■ **Aim of the task**
Take the material below and write it all out again exactly.

■ **Given information**
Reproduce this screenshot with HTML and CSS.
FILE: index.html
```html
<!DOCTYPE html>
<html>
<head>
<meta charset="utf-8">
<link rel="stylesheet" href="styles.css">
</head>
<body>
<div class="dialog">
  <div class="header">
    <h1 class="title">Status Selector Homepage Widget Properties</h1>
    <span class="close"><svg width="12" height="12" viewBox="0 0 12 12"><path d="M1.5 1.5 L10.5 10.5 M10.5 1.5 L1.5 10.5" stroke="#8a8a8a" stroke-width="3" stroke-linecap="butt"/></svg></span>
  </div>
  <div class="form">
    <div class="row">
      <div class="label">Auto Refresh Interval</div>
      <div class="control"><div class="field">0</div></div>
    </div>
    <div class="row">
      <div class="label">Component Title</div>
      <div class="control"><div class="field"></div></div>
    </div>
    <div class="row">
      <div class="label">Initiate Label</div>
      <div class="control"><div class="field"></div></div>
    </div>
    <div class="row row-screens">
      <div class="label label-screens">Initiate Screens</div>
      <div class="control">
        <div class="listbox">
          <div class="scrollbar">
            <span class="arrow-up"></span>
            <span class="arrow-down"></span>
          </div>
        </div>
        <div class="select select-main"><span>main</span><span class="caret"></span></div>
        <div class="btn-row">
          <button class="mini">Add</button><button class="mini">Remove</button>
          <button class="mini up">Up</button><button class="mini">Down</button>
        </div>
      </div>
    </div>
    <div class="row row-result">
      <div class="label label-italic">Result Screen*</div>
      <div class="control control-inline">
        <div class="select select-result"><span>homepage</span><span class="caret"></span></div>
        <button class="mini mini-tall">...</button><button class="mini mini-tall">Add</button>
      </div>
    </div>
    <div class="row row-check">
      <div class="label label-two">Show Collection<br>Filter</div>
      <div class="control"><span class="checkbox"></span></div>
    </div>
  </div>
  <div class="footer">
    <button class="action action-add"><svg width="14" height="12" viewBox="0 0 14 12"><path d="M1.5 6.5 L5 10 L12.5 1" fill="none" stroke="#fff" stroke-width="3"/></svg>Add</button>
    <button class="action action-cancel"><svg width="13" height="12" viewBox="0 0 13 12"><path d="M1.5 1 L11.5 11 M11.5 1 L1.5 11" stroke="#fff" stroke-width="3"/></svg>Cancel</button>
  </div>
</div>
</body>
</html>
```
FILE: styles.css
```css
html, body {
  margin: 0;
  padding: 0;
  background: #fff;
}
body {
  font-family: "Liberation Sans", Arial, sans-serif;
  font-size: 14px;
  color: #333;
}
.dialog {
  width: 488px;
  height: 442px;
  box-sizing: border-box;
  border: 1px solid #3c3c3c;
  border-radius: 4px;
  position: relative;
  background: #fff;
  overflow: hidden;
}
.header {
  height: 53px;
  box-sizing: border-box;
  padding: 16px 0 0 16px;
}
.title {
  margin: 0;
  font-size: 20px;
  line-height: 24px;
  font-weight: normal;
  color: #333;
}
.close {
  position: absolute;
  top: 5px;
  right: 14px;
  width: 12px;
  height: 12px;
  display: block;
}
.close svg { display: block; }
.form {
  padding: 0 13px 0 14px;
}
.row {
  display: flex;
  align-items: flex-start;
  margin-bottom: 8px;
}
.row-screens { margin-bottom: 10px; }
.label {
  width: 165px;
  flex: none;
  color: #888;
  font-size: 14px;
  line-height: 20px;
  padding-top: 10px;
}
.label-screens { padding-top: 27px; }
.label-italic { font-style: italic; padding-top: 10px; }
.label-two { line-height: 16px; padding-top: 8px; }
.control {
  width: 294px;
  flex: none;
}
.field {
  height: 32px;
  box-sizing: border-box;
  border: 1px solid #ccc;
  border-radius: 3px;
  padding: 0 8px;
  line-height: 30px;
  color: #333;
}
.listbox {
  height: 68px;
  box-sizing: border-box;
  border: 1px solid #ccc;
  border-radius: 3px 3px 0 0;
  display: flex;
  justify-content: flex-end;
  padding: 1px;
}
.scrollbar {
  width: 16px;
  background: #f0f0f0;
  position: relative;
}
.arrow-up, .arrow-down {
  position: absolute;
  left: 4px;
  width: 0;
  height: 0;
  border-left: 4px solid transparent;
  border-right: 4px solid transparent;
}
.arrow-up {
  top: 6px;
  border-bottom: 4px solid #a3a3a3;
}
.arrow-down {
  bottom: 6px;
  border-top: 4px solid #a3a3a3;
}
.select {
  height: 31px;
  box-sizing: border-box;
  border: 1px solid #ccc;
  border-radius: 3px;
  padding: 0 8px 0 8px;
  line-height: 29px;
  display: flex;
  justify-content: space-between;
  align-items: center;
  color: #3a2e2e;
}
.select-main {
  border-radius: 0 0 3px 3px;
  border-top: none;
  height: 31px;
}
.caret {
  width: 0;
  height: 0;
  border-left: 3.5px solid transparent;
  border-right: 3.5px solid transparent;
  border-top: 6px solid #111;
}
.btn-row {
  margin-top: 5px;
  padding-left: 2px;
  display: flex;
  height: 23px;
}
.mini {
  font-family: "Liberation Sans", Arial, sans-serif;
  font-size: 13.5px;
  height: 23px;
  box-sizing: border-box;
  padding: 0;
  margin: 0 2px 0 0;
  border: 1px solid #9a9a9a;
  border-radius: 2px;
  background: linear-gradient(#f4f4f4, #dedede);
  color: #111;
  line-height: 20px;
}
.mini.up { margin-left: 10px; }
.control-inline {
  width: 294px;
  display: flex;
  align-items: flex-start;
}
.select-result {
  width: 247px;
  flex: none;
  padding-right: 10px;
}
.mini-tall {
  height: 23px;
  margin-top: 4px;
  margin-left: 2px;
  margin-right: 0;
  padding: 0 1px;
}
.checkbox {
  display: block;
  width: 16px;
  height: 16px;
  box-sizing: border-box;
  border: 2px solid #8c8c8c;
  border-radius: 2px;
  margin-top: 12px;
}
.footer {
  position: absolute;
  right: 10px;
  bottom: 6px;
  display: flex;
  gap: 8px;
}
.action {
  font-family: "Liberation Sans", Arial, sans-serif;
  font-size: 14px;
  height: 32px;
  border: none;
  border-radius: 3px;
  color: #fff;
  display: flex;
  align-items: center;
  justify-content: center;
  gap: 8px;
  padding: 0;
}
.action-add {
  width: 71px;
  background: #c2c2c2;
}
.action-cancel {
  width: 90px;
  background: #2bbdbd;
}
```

■ **Solution**
Reproduce this screenshot with HTML and CSS.
FILE: index.html
```html
<!DOCTYPE html>
<html>
<head>
<meta charset="utf-8">
<link rel="stylesheet" href="styles.css">
</head>
<body>
<div class="dialog">
  <div class="header">
    <h1 class="title">Status Selector Homepage Widget Properties</h1>
    <span class="close"><svg width="12" height="12" viewBox="0 0 12 12"><path d="M1.5 1.5 L10.5 10.5 M10.5 1.5 L1.5 10.5" stroke="#8a8a8a" stroke-width="3" stroke-linecap="butt"/></svg></span>
  </div>
  <div class="form">
    <div class="row">
      <div class="label">Auto Refresh Interval</div>
      <div class="control"><div class="field">0</div></div>
    </div>
    <div class="row">
      <div class="label">Component Title</div>
      <div class="control"><div class="field"></div></div>
    </div>
    <div class="row">
      <div class="label">Initiate Label</div>
      <div class="control"><div class="field"></div></div>
    </div>
    <div class="row row-screens">
      <div class="label label-screens">Initiate Screens</div>
      <div class="control">
        <div class="listbox">
          <div class="scrollbar">
            <span class="arrow-up"></span>
            <span class="arrow-down"></span>
          </div>
        </div>
        <div class="select select-main"><span>main</span><span class="caret"></span></div>
        <div class="btn-row">
          <button class="mini">Add</button><button class="mini">Remove</button>
          <button class="mini up">Up</button><button class="mini">Down</button>
        </div>
      </div>
    </div>
    <div class="row row-result">
      <div class="label label-italic">Result Screen*</div>
      <div class="control control-inline">
        <div class="select select-result"><span>homepage</span><span class="caret"></span></div>
        <button class="mini mini-tall">...</button><button class="mini mini-tall">Add</button>
      </div>
    </div>
    <div class="row row-check">
      <div class="label label-two">Show Collection<br>Filter</div>
      <div class="control"><span class="checkbox"></span></div>
    </div>
  </div>
  <div class="footer">
    <button class="action action-add"><svg width="14" height="12" viewBox="0 0 14 12"><path d="M1.5 6.5 L5 10 L12.5 1" fill="none" stroke="#fff" stroke-width="3"/></svg>Add</button>
    <button class="action action-cancel"><svg width="13" height="12" viewBox="0 0 13 12"><path d="M1.5 1 L11.5 11 M11.5 1 L1.5 11" stroke="#fff" stroke-width="3"/></svg>Cancel</button>
  </div>
</div>
</body>
</html>
```
FILE: styles.css
```css
html, body {
  margin: 0;
  padding: 0;
  background: #fff;
}
body {
  font-family: "Liberation Sans", Arial, sans-serif;
  font-size: 14px;
  color: #333;
}
.dialog {
  width: 488px;
  height: 442px;
  box-sizing: border-box;
  border: 1px solid #3c3c3c;
  border-radius: 4px;
  position: relative;
  background: #fff;
  overflow: hidden;
}
.header {
  height: 53px;
  box-sizing: border-box;
  padding: 16px 0 0 16px;
}
.title {
  margin: 0;
  font-size: 20px;
  line-height: 24px;
  font-weight: normal;
  color: #333;
}
.close {
  position: absolute;
  top: 5px;
  right: 14px;
  width: 12px;
  height: 12px;
  display: block;
}
.close svg { display: block; }
.form {
  padding: 0 13px 0 14px;
}
.row {
  display: flex;
  align-items: flex-start;
  margin-bottom: 8px;
}
.row-screens { margin-bottom: 10px; }
.label {
  width: 165px;
  flex: none;
  color: #888;
  font-size: 14px;
  line-height: 20px;
  padding-top: 10px;
}
.label-screens { padding-top: 27px; }
.label-italic { font-style: italic; padding-top: 10px; }
.label-two { line-height: 16px; padding-top: 8px; }
.control {
  width: 294px;
  flex: none;
}
.field {
  height: 32px;
  box-sizing: border-box;
  border: 1px solid #ccc;
  border-radius: 3px;
  padding: 0 8px;
  line-height: 30px;
  color: #333;
}
.listbox {
  height: 68px;
  box-sizing: border-box;
  border: 1px solid #ccc;
  border-radius: 3px 3px 0 0;
  display: flex;
  justify-content: flex-end;
  padding: 1px;
}
.scrollbar {
  width: 16px;
  background: #f0f0f0;
  position: relative;
}
.arrow-up, .arrow-down {
  position: absolute;
  left: 4px;
  width: 0;
  height: 0;
  border-left: 4px solid transparent;
  border-right: 4px solid transparent;
}
.arrow-up {
  top: 6px;
  border-bottom: 4px solid #a3a3a3;
}
.arrow-down {
  bottom: 6px;
  border-top: 4px solid #a3a3a3;
}
.select {
  height: 31px;
  box-sizing: border-box;
  border: 1px solid #ccc;
  border-radius: 3px;
  padding: 0 8px 0 8px;
  line-height: 29px;
  display: flex;
  justify-content: space-between;
  align-items: center;
  color: #3a2e2e;
}
.select-main {
  border-radius: 0 0 3px 3px;
  border-top: none;
  height: 31px;
}
.caret {
  width: 0;
  height: 0;
  border-left: 3.5px solid transparent;
  border-right: 3.5px solid transparent;
  border-top: 6px solid #111;
}
.btn-row {
  margin-top: 5px;
  padding-left: 2px;
  display: flex;
  height: 23px;
}
.mini {
  font-family: "Liberation Sans", Arial, sans-serif;
  font-size: 13.5px;
  height: 23px;
  box-sizing: border-box;
  padding: 0;
  margin: 0 2px 0 0;
  border: 1px solid #9a9a9a;
  border-radius: 2px;
  background: linear-gradient(#f4f4f4, #dedede);
  color: #111;
  line-height: 20px;
}
.mini.up { margin-left: 10px; }
.control-inline {
  width: 294px;
  display: flex;
  align-items: flex-start;
}
.select-result {
  width: 247px;
  flex: none;
  padding-right: 10px;
}
.mini-tall {
  height: 23px;
  margin-top: 4px;
  margin-left: 2px;
  margin-right: 0;
  padding: 0 1px;
}
.checkbox {
  display: block;
  width: 16px;
  height: 16px;
  box-sizing: border-box;
  border: 2px solid #8c8c8c;
  border-radius: 2px;
  margin-top: 12px;
}
.footer {
  position: absolute;
  right: 10px;
  bottom: 6px;
  display: flex;
  gap: 8px;
}
.action {
  font-family: "Liberation Sans", Arial, sans-serif;
  font-size: 14px;
  height: 32px;
  border: none;
  border-radius: 3px;
  color: #fff;
  display: flex;
  align-items: center;
  justify-content: center;
  gap: 8px;
  padding: 0;
}
.action-add {
  width: 71px;
  background: #c2c2c2;
}
.action-cancel {
  width: 90px;
  background: #2bbdbd;
}
```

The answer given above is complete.